BULAWAYO – A Belgian company linked to bribes-for-tenders in over half-a-dozen countries has been awarded a multi-million-dollar contract to produce biometric passports for Zimbabwe, online tabloid ZimLive reported Monday.
Zimbabwe’s cabinet in May approved the “engagement of a private partner in the implementation of a national biometric database for the production of e-passports, national identity cards and birth certificates.”
Instead of advertising the tender, however, officials in the ministry of home affairs and treasury have handpicked a Belgian company, Semlex, for the contract despite its history of corruption on at least two continents.
A September 2020 investigation by the Organised Crime and Corruption Reporting Project found that Semlex “used bribes, kickbacks and insider dealing to secure contracts around the world, inflating the cost of vital documents for ordinary citizens while lining the pockets of wealthy elites.”
Its corrupt footprints can be found in the Democratic Republic of Congo, Madagascar, Mozambique, Ivory Coast, Kyrgyzstan, The Gambia, Comoros, Gabon, Chad and Congo-Brazzaville.
Home affairs minister Kazembe Kazembe confirmed the awarding of the contract, but declined to reveal the total cost of the project. Compared to other projects Semlex has undertaken in Africa, it could be in the hundreds of millions of dollars.
Kazembe said last week: “The agreement with Semlex is a BOOT (Build Own Operate Transfer). They offered to do it for the government at no cost to the government.

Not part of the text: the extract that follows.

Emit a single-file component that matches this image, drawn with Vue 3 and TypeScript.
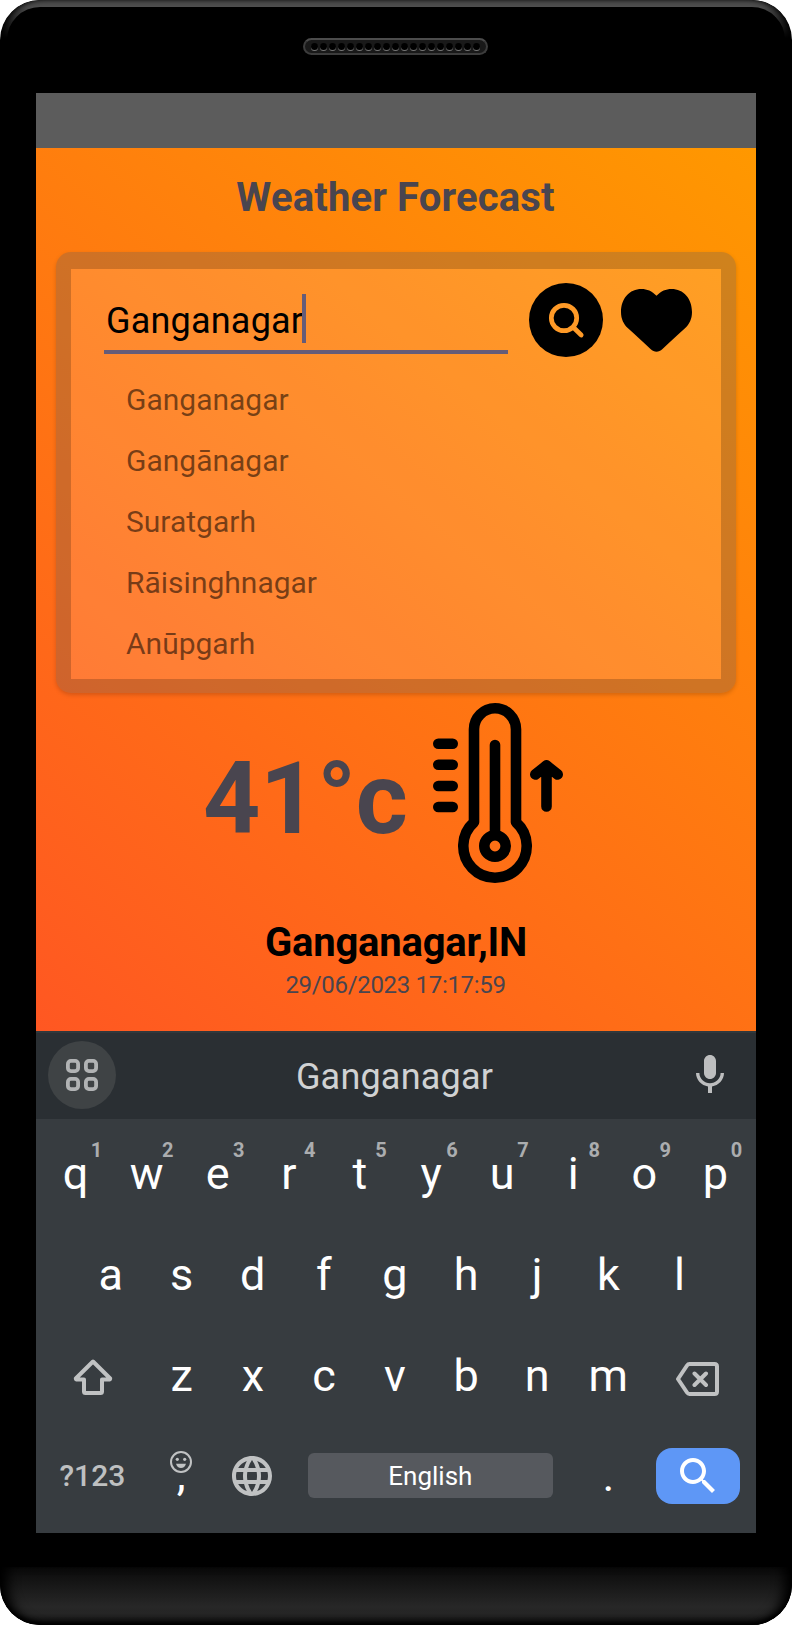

“The offer was brought to cabinet months ago and was approved by cabinet. They will come, build, deploy the latest technology and operate. They are investing their money and they will recoup from the revenue.
“This will bring a lasting solution to the identity documents challenges as people will be able to apply for these online. The issue of consumables challenges will be a thing of the past.
“However, in-between now and the time when they will be ready to produce the passports, the government will continue producing passports the way we have always done.”
Zimbabwe’s broke government has struggled to raise foreign currency to import passport booklets, creating a backlog of over 250,000.
The government also stopped the issuance of identity cards after failing to import consumables used in their production. Last month, the government fixed new passport prices in United States dollars, with an ordinary passport pegged at US$60.
Semlex’s history in countries where it has taken over passport production shows that passport prices inevitably go up. Kazembe failed to guarantee that passport prices would not go up.
He said: “Prices will be agreed by the ministry of finance and the investor. The citizens will be protected.”
Kazembe declined to disclose the cost of the deal with Semlex, referring all questions to the finance ministry.
“Financial issues are between treasury and the investor,” he maintained.
A spokesman for finance minister Mthuli Ncube said: “I’m not sure the ministry can even divulge such information because contract terms could be confidential in those respects.”
In 2015, the DRC’s budget ministry approved a US$450 million contract with Semlex to supply biometric passports and ID cards for its 70 million citizens.
The passport price went up from US$100 to US$185, making the DRC’s passport among the world’s most expensive, even though its people are on average among the poorest. That deal arranged for US$60 from each passport to go to an obscure Gulf company owned by a close relative of the DRC’s then President Joseph Kabila.
In May last year, the new government of President Felix Tshisekedi said it would not renew the Semlex contract. Prosecutors have been investigating allegations of money laundering and corruption by Semlex.
In 2017, Mozambique terminated a 10-year Semlex contract, potentially worth several hundred million dollars, that had been awarded in 2009 by the country’s previous government.
The deal was struck without an open tender. According to Semlex emails, its employees proposed paying a commission amounting to 20 percent of the price each citizen would have to pay for a passport and 15 percent of the revenue that Semlex received for residence permits issued to foreigners.